Problem Statement
Use the A* (A-Star) algorithm to find the most cost-effective path from Node A to Node J in the given graph. Edge weights represent the cost (distance), and node values represent the heuristic (h(n)) to the goal node (J).
Given Graph Structure:
- Nodes and their heuristics (h):
A (10), B (3), C (2), D (4), E (3), F (5), G (4), H (3), I (2), J (0) - Edges and their costs (g):
A → B (4), A → F (2)
B → C (3), B → D (1)
C → E (2)
D → E (7)
F → G (1)
G → D (4)
G → I (1)
H → I (2)
F → H (3)
I → J (5)
E → J (3)
Step-by-Step A* Search
A* uses f(n) = g(n) + h(n)
Where:
– g(n): cost from start node to node n
– h(n): heuristic cost from node n to goal
1. Start at Node A:
- f(A) = g(A) + h(A) = 0 + 10 = 10
- Expand A → B (g=4), f(B)=4+3=7; A → F (g=2), f(F)=2+5=7
- Open List: B(f=7), F(f=7)
2. Choose Node B:
- B → C (g=4+3=7), f(C)=7+2=9
- B → D (g=4+1=5), f(D)=5+4=9
3. Choose Node F (also had f=7):
- F → G (g=2+1=3), f(G)=3+4=7
- F → H (g=2+3=5), f(H)=5+3=8
4. Choose Node G (f=7, best):
- G → I (g=3+1=4), f(I)=4+2=6
- G → D (g=3+4=7), f(D)=7+4=11 (not better than previous D)

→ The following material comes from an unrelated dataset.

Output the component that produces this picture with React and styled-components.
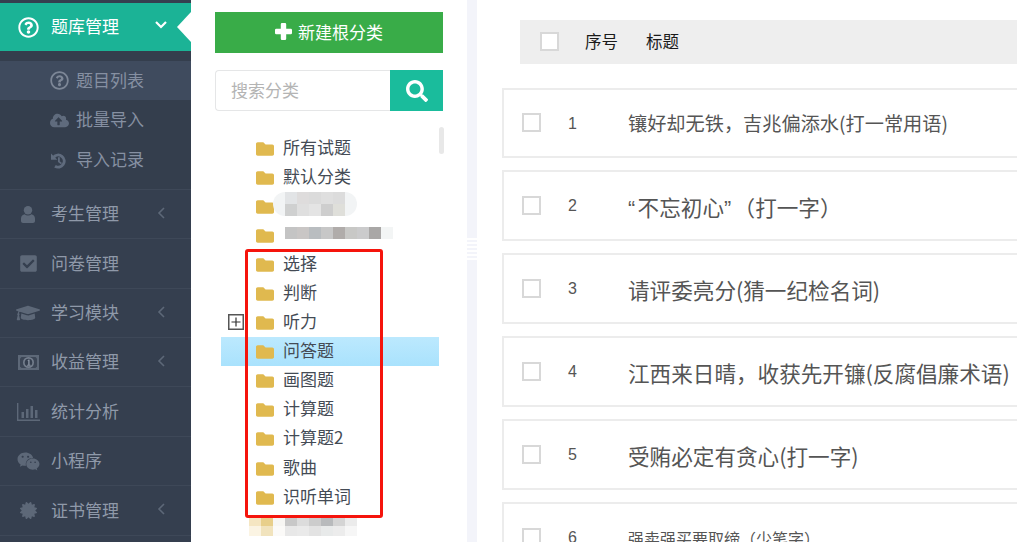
import React from 'react';
import styled, { createGlobalStyle } from 'styled-components';
import {
  FaRegQuestionCircle, FaCloudUploadAlt, FaCheckSquare, FaGraduationCap,
  FaWeixin, FaCertificate, FaFolder, FaSearch,
} from 'react-icons/fa';

const Global = createGlobalStyle`
  html, body { margin: 0; padding: 0; height: 100%; overflow: hidden; background: #fff; }
  * { box-sizing: border-box; }
  body { font-family: "Noto Sans CJK SC", "Liberation Sans", sans-serif; }
`;

const Page = styled.div`
  display: flex;
  width: 1017px;
  height: 542px;
  overflow: hidden;
`;

/* sidebar */
const Sidebar = styled.nav`
  flex: 0 0 191px;
  background: #353f4f;
  padding-top: 3px;
  position: relative;
  overflow: hidden;
`;

const Active = styled.div`
  height: 48px;
  background: #1bb396;
  color: #fff;
  display: flex;
  align-items: center;
  font-size: 17px;
  position: relative;
  &::after {
    content: '';
    position: absolute;
    right: 0;
    top: 9px;
    border-style: solid;
    border-width: 15px 14px 15px 0;
    border-color: transparent #fff transparent transparent;
  }
`;

const IconSlot = styled.span`
  flex: 0 0 51px;
  display: flex;
  justify-content: center;
  padding-left: 5px;
  font-size: ${p => p.$size || 18}px;
  color: ${p => p.$color || '#5d6878'};
`;

const MenuText = styled.span`
  margin-top: -3px;
`;

const Arrow = styled.svg`
  position: absolute;
  left: ${p => p.$left}px;
  top: ${p => p.$top}px;
  fill: none;
  stroke: ${p => p.$color || '#5d6878'};
`;

const SubList = styled.div`
  padding: 10px 0 9px;
  background: #343e4d;
`;

const SubItem = styled.div`
  height: ${p => p.$h}px;
  display: flex;
  align-items: center;
  padding-left: 50px;
  font-size: 17px;
  color: #8690a2;
  background: ${p => (p.$on ? '#3f4b5e' : 'transparent')};
`;

const SubIcon = styled.span`
  flex: 0 0 26px;
  display: flex;
  font-size: 19px;
  color: ${p => (p.$on ? '#7d8797' : '#5f6b7d')};
`;

const MenuItem = styled.div`
  height: ${p => p.$h}px;
  border-top: 1px solid #3e4858;
  display: flex;
  align-items: center;
  position: relative;
  font-size: 17px;
  color: #8f99a9;
`;

/* category tree panel */
const TreePanel = styled.section`
  flex: 0 0 276px;
  padding-top: 12px;
  position: relative;
  overflow: hidden;
`;

const NewBtn = styled.button`
  display: flex;
  align-items: center;
  justify-content: center;
  gap: 6px;
  width: 228px;
  height: 41px;
  margin-left: 24px;
  border: 0;
  padding: 0;
  background: #39ac48;
  color: #fff;
  font: inherit;
  font-size: 17px;
`;

const BtnText = styled.span`
  margin-top: -2px;
`;

const PlusIcon = styled.svg`
  width: 17px;
  height: 17px;
  fill: #fff;
  margin-top: -3px;
`;

const Search = styled.div`
  display: flex;
  width: 228px;
  height: 41px;
  margin: 17px 0 22px 24px;
`;

const SearchInput = styled.div`
  flex: 1;
  border: 1px solid #e5e6e7;
  border-right: 0;
  border-radius: 4px 0 0 4px;
  padding: 0 0 2px 15px;
  display: flex;
  align-items: center;
  font-size: 17px;
  color: #b4b4b4;
`;

const SearchBtn = styled.div`
  flex: 0 0 53px;
  background: #1abc9c;
  color: #fff;
  display: flex;
  align-items: center;
  justify-content: center;
  font-size: 22px;
`;

const TreeRow = styled.div`
  height: 29.1px;
  width: 218px;
  margin-left: 30px;
  padding-left: 7px;
  display: flex;
  align-items: center;
  font-size: 17px;
  color: #444b55;
  background: ${p => (p.$on ? 'linear-gradient(#bce9fe, #a9e2fd)' : 'transparent')};
`;

const TreeLabel = styled.span`
  margin-top: -3px;
  display: flex;
`;

const Expander = styled.span`
  flex: 0 0 16px;
  height: 16px;
  margin-right: 12px;
  display: flex;
  align-items: center;
  justify-content: center;
`;

const PlusBox = styled.svg`
  width: 16px;
  height: 16px;
  display: block;
`;

const Folder = styled(FaFolder)`
  flex: 0 0 18px;
  font-size: 18px;
  margin: 2px 9px 0 0;
  color: #e0b94f;
`;

const Smudge = styled.span`
  display: inline-flex;
  padding: 0 ${p => p.$pad || 0}px 0 ${p => p.$pad || 0}px;
  margin-left: ${p => p.$ml || 0}px;
  background: ${p => p.$bg || 'transparent'};
  border-radius: 12px;
`;

const Mosaic = styled.span`
  display: inline-grid;
  grid-template-columns: repeat(${p => p.$cols}, 12px);
  grid-auto-rows: ${p => p.$rowH || 12}px;
`;

const Cell = styled.i`
  display: block;
  background: ${p => p.$c};
`;

const ScrollThumb = styled.div`
  position: absolute;
  left: 248px;
  top: 127px;
  width: 5px;
  height: 27px;
  border-radius: 3px;
  background: #e8e8e8;
`;

const RedFrame = styled.div`
  position: absolute;
  left: 54px;
  top: 249px;
  width: 138px;
  height: 269px;
  border: 3px solid #f5140c;
  border-radius: 3px;
  pointer-events: none;
`;

const Splitter = styled.div`
  flex: 0 0 10px;
  background: #f3f4fa;
  padding-top: 236px;
`;

const Grip = styled.div`
  height: 26px;
  background: repeating-linear-gradient(#f3f4fa 0 2px, #fff 2px 4px);
`;

/* question list */
const Main = styled.main`
  flex: 1;
  min-width: 0;
  padding-top: 20px;
  overflow: hidden;
`;

const Head = styled.div`
  height: 44px;
  margin: 0 0 24px 43px;
  background: #eeeeee;
  display: flex;
  align-items: center;
  padding-left: 20px;
  font-size: 16.5px;
  color: #1a1a1a;
`;

const Check = styled.span`
  flex: 0 0 19px;
  width: 19px;
  height: 19px;
  margin-top: -1px;
  background: #fff;
  border: 2px solid #d8d8d8;
`;

const HeadCell = styled.span`
  margin: -2px 0 0 ${p => p.$ml}px;
`;

const Row = styled.div`
  height: ${p => p.$h}px;
  margin: 0 0 12px 25px;
  border: 2px solid #ececec;
  border-right: 0;
  display: flex;
  align-items: center;
  padding-left: 18px;
  white-space: nowrap;
`;

const Num = styled.span`
  flex: 0 0 87px;
  padding-left: 27px;
  font-family: "Liberation Sans", sans-serif;
  font-size: 16px;
  color: #555;
  margin-top: 1px;
`;

const Title = styled.span`
  font-size: ${p => p.$size}px;
  margin-top: ${p => p.$dy}px;
  color: #555;
  text-spacing-trim: space-all;
`;

const Quote = styled.span`
  font-family: "Liberation Sans", sans-serif;
  letter-spacing: 2.4px;
`;

const HistoryIcon = () => (
  <svg width="16" height="17" viewBox="0 0 16 17">
    <path d="M3.6 5.2A6 6 0 1 1 5 14.2" fill="none" stroke="currentColor" strokeWidth="3" />
    <path d="M1 1.5v6.3h6.3z" fill="currentColor" />
    <path d="M8 5.2h1.8v4l2.2 1.8-1.1 1.3L8 10z" fill="currentColor" />
  </svg>
);

const UserIcon = () => (
  <svg width="14" height="17" viewBox="0 0 14 17" fill="currentColor">
    <circle cx="7" cy="4.2" r="4.2" />
    <path d="M0 15v-2.5C0 10 2 8.5 3.6 8.2 4.6 9 5.7 9.4 7 9.4s2.4-.4 3.4-1.2C12 8.5 14 10 14 12.5V15c0 1.2-.9 2-2 2H2c-1.100 0-2-.8-2-2z" />
  </svg>
);

const MoneyIcon = () => (
  <svg width="21" height="15" viewBox="0 0 21 15">
    <rect width="21" height="15" fill="#5d6878" />
    <path d="M3.500 2h14l1.500 1.500v8L17.500 13h-14L2 11.500v-8z" fill="#3c4656" />
    <circle cx="10.500" cy="7.500" r="5.500" fill="#747e8d" />
    <circle cx="10.500" cy="7.500" r="3.800" fill="#353f4f" />
    <path d="M9.300 5.200l1.600-.8h.7v5.400h1v1H9.100v-1h1.100V6z" fill="#8a94a3" />
  </svg>
);

const BarsIcon = () => (
  <svg width="23" height="18" viewBox="0 0 23 18" fill="#5d6878">
    <path d="M0 0h1.400v16.400H23V18H0z" />
    <rect x="4.500" y="9" width="2.500" height="6" />
    <rect x="9" y="6" width="2.500" height="9" />
    <rect x="13.500" y="3" width="2.500" height="12" />
    <rect x="18" y="7" width="2.500" height="8" />
  </svg>
);

const LeftArrow = () => (
  <Arrow $left={157} $top={17} width="8" height="12" viewBox="0 0 8 12" strokeWidth="1.6">
    <path d="M7 1L2 6l5 5" />
  </Arrow>
);

const sub = [
  { icon: <FaRegQuestionCircle />, label: '题目列表', h: 39, on: true },
  { icon: <FaCloudUploadAlt />, label: '批量导入', h: 40 },
  { icon: <HistoryIcon />, label: '导入记录', h: 40 },
];

const menu = [
  { icon: <UserIcon />, label: '考生管理', h: 49, arrow: true },
  { icon: <FaCheckSquare />, size: 19, label: '问卷管理', h: 50 },
  { icon: <FaGraduationCap />, size: 24, label: '学习模块', h: 49, arrow: true },
  { icon: <MoneyIcon />, label: '收益管理', h: 49, arrow: true },
  { icon: <BarsIcon />, label: '统计分析', h: 50 },
  { icon: <FaWeixin />, size: 23, label: '小程序', h: 49 },
  { icon: <FaCertificate />, size: 17, label: '证书管理', h: 50, arrow: true },
  { h: 20 },
];

const Blur = ({ rows, rowH }) => (
  <Mosaic $cols={rows[0].length} $rowH={rowH}>
    {rows.flat().map((c, i) => <Cell key={i} $c={c} />)}
  </Mosaic>
);

const tree = [
  { label: '所有试题' },
  { label: '默认分类' },
  {
    bg: '#f2f4f5',
    pad: 12,
    ml: -10,
    blur: [
      ['#e2e4e6', '#dedcdc', '#dbdbdb', '#dfdfdf', '#dcdcdc'],
      ['#cfd0d0', '#dfdfdf', '#e4e4e4', '#cecece', '#dfdfda'],
    ],
  },
  { ml: 2, blur: [['#c4c4c4', '#c9c6c5', '#b9bdc0', '#c7c7c7', '#b0acaa', '#c8c8c6', '#cbcbcc', '#a9a7a6', '#f3f5f5']] },
  { label: '选择' },
  { label: '判断' },
  { label: '听力', plus: true },
  { label: '问答题', on: true },
  { label: '画图题' },
  { label: '计算题' },
  { label: '计算题2' },
  { label: '歌曲' },
  { label: '识听单词' },
];

const rows = [
  { n: 1, t: '镶好却无铁，吉兆偏添水(打一常用语)', size: 19.2, dy: -1, h: 70 },
  {
    n: 2,
    t: <><Quote>“</Quote>不忘初心<Quote>”</Quote>（打一字）</>,
    size: 21.6,
    dy: 1,
    h: 71,
  },
  { n: 3, t: '请评委亮分(猜一纪检名词)', size: 21.6, dy: 1, h: 71 },
  { n: 4, t: '江西来日晴，收获先开镰(反腐倡廉术语)', size: 21.6, dy: 1, h: 71 },
  { n: 5, t: '受贿必定有贪心(打一字)', size: 21.6, dy: 1, h: 71 },
  { n: 6, t: '强卖强买要取缔（少笔字）', size: 16, dy: 0, h: 71 },
];

export default function App() {
  return (
    <Page>
      <Global />
      <Sidebar>
        <Active>
          <IconSlot $size={21} $color="#fff"><FaRegQuestionCircle /></IconSlot>
          <MenuText>题库管理</MenuText>
          <Arrow $left={155} $top={18} $color="#fff" width="12" height="8" viewBox="0 0 12 8" strokeWidth="2.2">
            <path d="M1 1l5 5 5-5" />
          </Arrow>
        </Active>
        <SubList>
          {sub.map(s => (
            <SubItem key={s.label} $h={s.h} $on={s.on}>
              <SubIcon $on={s.on}>{s.icon}</SubIcon>
              <MenuText>{s.label}</MenuText>
            </SubItem>
          ))}
        </SubList>
        {menu.map((m, i) => (
          <MenuItem key={i} $h={m.h}>
            <IconSlot $size={m.size}>{m.icon}</IconSlot>
            <MenuText>{m.label}</MenuText>
            {m.arrow && <LeftArrow />}
          </MenuItem>
        ))}
      </Sidebar>

      <TreePanel>
        <NewBtn>
          <PlusIcon viewBox="0 0 17 17">
            <path d="M7 0h3q1.200 0 1.200 1.200v4.600h4.600Q17 5.800 17 7v3q0 1.200-1.200 1.200h-4.600v4.600Q11.200 17 10 17H7q-1.200 0-1.200-1.200v-4.600H1.200Q0 11.200 0 10V7q0-1.200 1.200-1.200h4.600V1.200Q5.800 0 7 0z" />
          </PlusIcon>
          <BtnText>新建根分类</BtnText>
        </NewBtn>
        <Search>
          <SearchInput>搜索分类</SearchInput>
          <SearchBtn><FaSearch /></SearchBtn>
        </Search>
        {tree.map((item, i) => (
          <TreeRow key={i} $on={item.on}>
            <Expander>
              {item.plus && (
                <PlusBox viewBox="0 0 16 16">
                  <rect x="0.75" y="0.75" width="14.5" height="14.5" fill="#fff" stroke="#555" strokeWidth="1.5" />
                  <path d="M3.5 8h9M8 3.5v9" stroke="#333" strokeWidth="1.2" />
                </PlusBox>
              )}
            </Expander>
            <Folder />
            <TreeLabel>
              {item.label}
              {item.blur && (
                <Smudge $bg={item.bg} $pad={item.pad} $ml={item.ml}>
                  <Blur rows={item.blur} />
                </Smudge>
              )}
            </TreeLabel>
          </TreeRow>
        ))}
        <TreeRow>
          <Smudge $ml={21}>
            <Blur
              rowH={10}
              rows={[
                ['#f5e6c2', '#e8cf8b', '#f7f6f3', '#c8c8c8', '#dcdcdc', '#cccccc', '#b8babc', '#d4d4d4', '#ebebeb'],
                ['#fbf4e3', '#f1e3bd', '#fbfaf8', '#e8e8e8', '#eaeaea', '#e3e3e3', '#e8eaea', '#ececec', '#f6f6f6'],
              ]}
            />
          </Smudge>
        </TreeRow>
        <ScrollThumb />
        <RedFrame />
      </TreePanel>

      <Splitter><Grip /></Splitter>

      <Main>
        <Head>
          <Check />
          <HeadCell $ml={26}>序号</HeadCell>
          <HeadCell $ml={28}>标题</HeadCell>
        </Head>
        {rows.map(r => (
          <Row key={r.n} $h={r.h}>
            <Check />
            <Num>{r.n}</Num>
            <Title $size={r.size} $dy={r.dy}>{r.t}</Title>
          </Row>
        ))}
      </Main>
    </Page>
  );
}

5. Choose Node I (f=6, best):
- I → J (g=4+5=9), f(J)=9+0=9
Goal Reached: J
- Total cost (g): 9
- Path: A → F → G → I → J
Conclusion
The most cost-effective path from Node A to Node J using A* algorithm is:
A → F → G → I → J
Total Cost: 9
This path is optimal based on the combination of actual cost and heuristic estimates.